1.01.2018

Knee-jerk review: "The Greatest Showman"

1. This big, sweeping musical often plays like a spinoff of Baz Luhrmann's 2001 masterpiece Moulin Rogue in the way it blends lush period art design with a slick contemporary look and modern-sounding songs.
2. It also remakes the sleazy scoundrel PT Barnum into a heroic entrepreneur, which can get a little uncomfortable if you stop to think about it.
3. To the filmmakers' credit, they do give Barnum a pretty significant flaw: a selfish desire to gain the approval of old money society at any cost, even if it means straining his marriage, risking all of his money, or even turning his back on friends and colleagues.  So we suppose it's not a complete hagiography.

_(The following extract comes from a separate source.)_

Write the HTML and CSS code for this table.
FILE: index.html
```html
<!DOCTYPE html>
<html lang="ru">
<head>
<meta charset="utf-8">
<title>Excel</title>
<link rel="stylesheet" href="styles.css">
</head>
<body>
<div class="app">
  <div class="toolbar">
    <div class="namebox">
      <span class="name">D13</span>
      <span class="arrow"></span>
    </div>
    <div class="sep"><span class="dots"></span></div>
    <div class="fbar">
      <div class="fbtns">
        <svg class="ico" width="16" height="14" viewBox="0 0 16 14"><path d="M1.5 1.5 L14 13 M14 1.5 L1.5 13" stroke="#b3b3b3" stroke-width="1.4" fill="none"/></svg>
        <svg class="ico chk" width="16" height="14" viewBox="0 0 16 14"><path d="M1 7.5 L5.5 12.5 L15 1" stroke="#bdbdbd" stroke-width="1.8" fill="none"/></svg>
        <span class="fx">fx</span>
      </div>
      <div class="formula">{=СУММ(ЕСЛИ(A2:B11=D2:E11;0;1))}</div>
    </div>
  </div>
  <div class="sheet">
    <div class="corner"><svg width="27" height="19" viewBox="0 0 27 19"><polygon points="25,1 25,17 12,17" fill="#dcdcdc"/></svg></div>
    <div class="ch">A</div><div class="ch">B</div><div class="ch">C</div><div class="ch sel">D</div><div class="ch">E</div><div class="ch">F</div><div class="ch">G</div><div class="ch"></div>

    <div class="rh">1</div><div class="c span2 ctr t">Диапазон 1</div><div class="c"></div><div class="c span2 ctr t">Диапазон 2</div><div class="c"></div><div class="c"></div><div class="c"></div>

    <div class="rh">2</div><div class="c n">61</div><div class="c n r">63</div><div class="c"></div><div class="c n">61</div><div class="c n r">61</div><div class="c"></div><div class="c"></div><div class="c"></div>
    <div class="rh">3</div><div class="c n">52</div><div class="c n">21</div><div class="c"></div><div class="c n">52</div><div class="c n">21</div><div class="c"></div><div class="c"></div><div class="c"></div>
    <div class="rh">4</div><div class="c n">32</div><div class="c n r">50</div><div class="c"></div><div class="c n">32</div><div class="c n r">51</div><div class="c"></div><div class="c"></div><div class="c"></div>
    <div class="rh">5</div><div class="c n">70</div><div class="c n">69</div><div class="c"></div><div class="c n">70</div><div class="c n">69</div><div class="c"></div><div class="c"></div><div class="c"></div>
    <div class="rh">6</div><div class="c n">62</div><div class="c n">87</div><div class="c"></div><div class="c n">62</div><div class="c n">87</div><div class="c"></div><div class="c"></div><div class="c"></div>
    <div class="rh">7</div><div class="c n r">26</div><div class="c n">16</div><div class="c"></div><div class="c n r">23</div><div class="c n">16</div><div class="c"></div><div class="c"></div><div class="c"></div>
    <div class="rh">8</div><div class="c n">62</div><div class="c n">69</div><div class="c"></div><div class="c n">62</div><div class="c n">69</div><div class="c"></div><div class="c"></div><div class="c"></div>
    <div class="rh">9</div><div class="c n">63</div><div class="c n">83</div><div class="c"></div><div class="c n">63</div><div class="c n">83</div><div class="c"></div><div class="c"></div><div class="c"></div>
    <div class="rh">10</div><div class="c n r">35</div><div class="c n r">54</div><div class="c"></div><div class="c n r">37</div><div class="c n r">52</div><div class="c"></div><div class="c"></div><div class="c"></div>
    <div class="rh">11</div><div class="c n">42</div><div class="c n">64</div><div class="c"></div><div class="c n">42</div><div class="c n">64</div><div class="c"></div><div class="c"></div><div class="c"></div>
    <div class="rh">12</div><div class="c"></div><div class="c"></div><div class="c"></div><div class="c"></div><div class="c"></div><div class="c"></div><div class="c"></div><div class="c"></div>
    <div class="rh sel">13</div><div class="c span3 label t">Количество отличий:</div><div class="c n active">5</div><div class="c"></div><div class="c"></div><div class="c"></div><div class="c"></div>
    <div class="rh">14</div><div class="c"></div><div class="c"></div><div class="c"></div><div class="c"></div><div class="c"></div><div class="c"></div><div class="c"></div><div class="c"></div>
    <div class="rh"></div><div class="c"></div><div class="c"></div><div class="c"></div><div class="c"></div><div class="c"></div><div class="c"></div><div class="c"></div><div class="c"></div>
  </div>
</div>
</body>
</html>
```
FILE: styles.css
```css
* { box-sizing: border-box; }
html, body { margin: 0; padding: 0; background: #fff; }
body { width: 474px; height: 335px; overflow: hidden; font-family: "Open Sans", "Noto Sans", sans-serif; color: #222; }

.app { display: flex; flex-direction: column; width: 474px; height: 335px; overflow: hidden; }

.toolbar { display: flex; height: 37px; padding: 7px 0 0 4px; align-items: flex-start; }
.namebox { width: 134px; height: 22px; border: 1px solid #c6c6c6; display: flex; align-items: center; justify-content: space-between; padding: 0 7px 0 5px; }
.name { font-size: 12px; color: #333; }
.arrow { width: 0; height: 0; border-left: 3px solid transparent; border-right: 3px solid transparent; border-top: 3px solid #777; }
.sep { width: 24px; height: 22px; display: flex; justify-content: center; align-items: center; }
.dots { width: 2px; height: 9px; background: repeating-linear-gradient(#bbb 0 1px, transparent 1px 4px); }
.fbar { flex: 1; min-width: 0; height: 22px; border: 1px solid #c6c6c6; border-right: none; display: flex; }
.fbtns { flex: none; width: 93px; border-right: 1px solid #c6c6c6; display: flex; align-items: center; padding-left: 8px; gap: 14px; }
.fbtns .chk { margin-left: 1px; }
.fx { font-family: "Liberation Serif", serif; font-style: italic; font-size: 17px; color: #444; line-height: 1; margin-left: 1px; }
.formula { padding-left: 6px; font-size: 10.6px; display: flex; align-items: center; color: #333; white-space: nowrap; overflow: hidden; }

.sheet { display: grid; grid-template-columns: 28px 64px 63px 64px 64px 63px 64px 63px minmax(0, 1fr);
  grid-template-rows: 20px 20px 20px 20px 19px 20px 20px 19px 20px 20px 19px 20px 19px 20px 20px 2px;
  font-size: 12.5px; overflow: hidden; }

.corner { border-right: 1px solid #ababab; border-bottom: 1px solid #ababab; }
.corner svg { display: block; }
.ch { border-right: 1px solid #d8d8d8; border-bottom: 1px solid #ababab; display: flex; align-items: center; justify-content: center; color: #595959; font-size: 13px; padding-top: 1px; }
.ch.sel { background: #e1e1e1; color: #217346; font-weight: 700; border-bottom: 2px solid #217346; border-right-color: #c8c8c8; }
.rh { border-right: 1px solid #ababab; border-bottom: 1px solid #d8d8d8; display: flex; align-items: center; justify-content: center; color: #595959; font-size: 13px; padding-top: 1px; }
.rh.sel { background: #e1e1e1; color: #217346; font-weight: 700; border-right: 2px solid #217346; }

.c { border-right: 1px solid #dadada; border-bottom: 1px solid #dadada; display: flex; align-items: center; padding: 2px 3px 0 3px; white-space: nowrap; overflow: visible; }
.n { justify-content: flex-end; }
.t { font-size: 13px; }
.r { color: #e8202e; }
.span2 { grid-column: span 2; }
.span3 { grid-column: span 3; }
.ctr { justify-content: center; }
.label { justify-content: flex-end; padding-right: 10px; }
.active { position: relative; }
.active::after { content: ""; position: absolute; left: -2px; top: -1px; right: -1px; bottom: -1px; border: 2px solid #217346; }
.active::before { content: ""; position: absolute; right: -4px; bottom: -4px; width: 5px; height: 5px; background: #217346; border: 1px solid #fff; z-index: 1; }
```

4. We do wonder why the movie got made.  Exactly whose passion project was this?  Who was determined to make a musical about Barnum? 

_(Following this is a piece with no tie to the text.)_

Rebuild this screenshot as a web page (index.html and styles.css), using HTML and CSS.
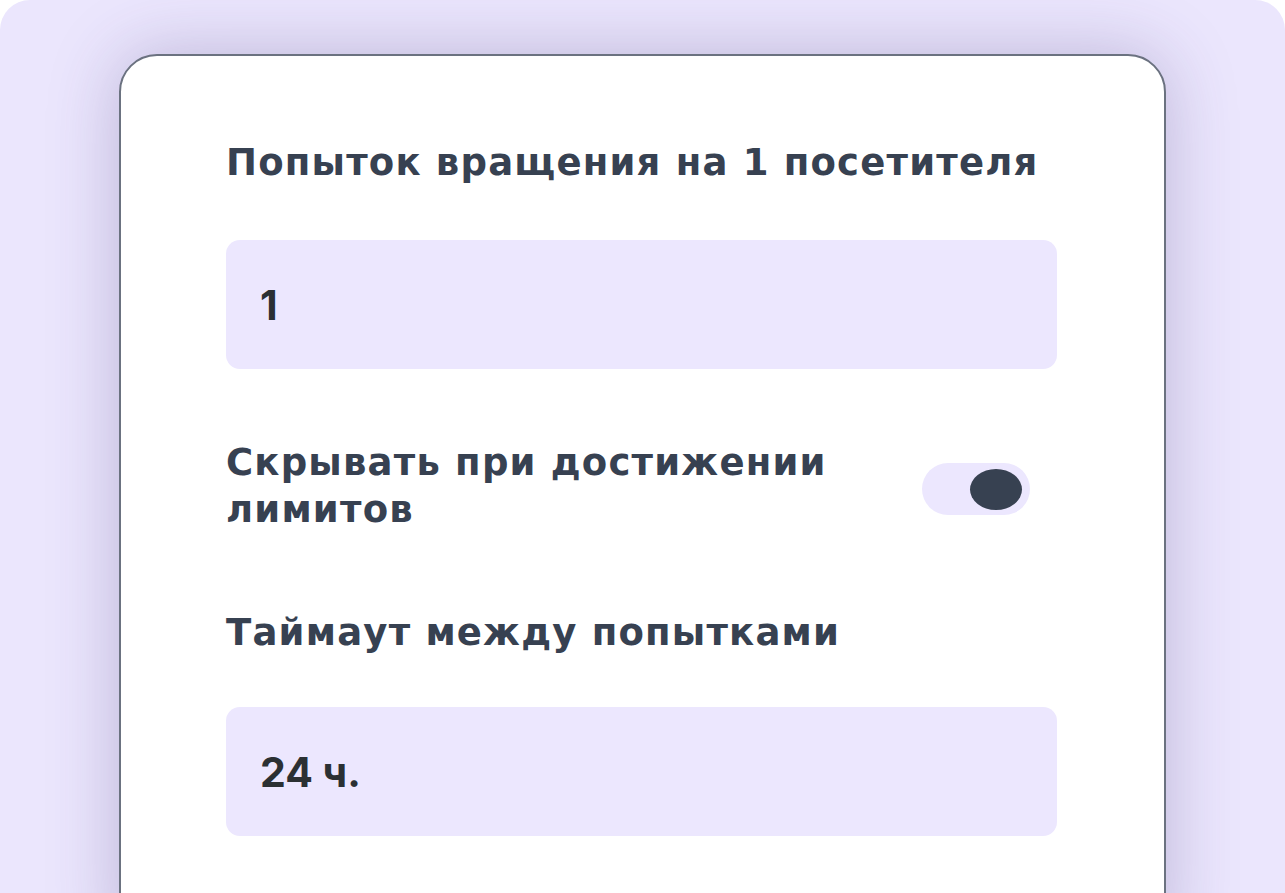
FILE: index.html
```html
<!DOCTYPE html>
<html lang="ru">
<head>
<meta charset="utf-8">
<title>Настройки</title>
<link rel="stylesheet" href="styles.css">
</head>
<body>
<div class="frame">
  <div class="card">
    <div class="label label-first">Попыток вращения на 1 посетителя</div>
    <div class="field">1</div>
    <div class="toggle-row">
      <div class="label toggle-label">Скрывать при достижении лимитов</div>
      <div class="toggle"><div class="knob"></div></div>
    </div>
    <div class="label label-third">Таймаут между попытками</div>
    <div class="field field-second">24 ч.</div>
  </div>
</div>
</body>
</html>
```
FILE: styles.css
```css
html, body {
  margin: 0;
  padding: 0;
  background: #ffffff;
  overflow: hidden;
}
.frame {
  width: 1285px;
  height: 893px;
  box-sizing: border-box;
  border-radius: 30px 30px 0 0;
  background: #ebe6fd;
  padding: 54px 119px 0 119px;
  overflow: hidden;
}
.card {
  box-sizing: border-box;
  width: 1047px;
  height: 900px;
  background: #ffffff;
  border: 2px solid #6b7280;
  border-radius: 38px;
  padding: 83px 107px 0 105px;
  box-shadow: 0 0 70px rgba(70, 55, 120, 0.28);
  font-family: Inter, "Open Sans", sans-serif;
}
.label {
  font-family: "DejaVu Sans", Inter, sans-serif;
  font-size: 37px;
  line-height: 47px;
  font-weight: 700;
  letter-spacing: 1.2px;
  color: #374151;
}
.field {
  margin-top: 54px;
  height: 129px;
  background: #ece7fe;
  border-radius: 14px;
  display: flex;
  align-items: center;
  padding-left: 34px;
  font-size: 41px;
  font-weight: 700;
  color: #2b3033;
}
.toggle-row {
  margin-top: 70px;
  display: flex;
  align-items: center;
  justify-content: space-between;
}
.toggle-label {
  max-width: 640px;
}
.toggle {
  width: 108px;
  height: 52px;
  margin-top: 6px;
  margin-right: 27px;
  border-radius: 26px;
  background: #ece7fe;
  display: flex;
  align-items: center;
  justify-content: flex-end;
  padding-right: 8px;
  box-sizing: border-box;
}
.knob {
  width: 52px;
  height: 41px;
  border-radius: 50%;
  background: #374151;
}
.label-third {
  margin-top: 76px;
}
.field-second {
  margin-top: 51px;
}
```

5. Rebecca Ferguson has our attention now.  Striking.
6. In addition to being a musical, the movie also gives a big role to Barnum's freak show "oddities." The bearded lady has a solo, people.
7. So, all in all, it's a pretty weird movie.  Not to say we didn't find it entertaining and rousing. It's just... odd.  Note also that the TV spots make no mention of the songs or the oddities.  It's like they knew better than to show the "real" movie.
8. There's no denying the considerable charisma of star Hugh Jackman.
9. But the movie's two best scenes feature song-and-dance bits with Zac Efron (a fun two-handed number with Jackman and Efron at a bar, then a grandly choreographed acrobat sequence with Efron's love interest Zendaya).
10. Poor Michele Williams is underused, here asked to do little more than glow winsomely.
11. Engaging despite the overall strangeness of the story.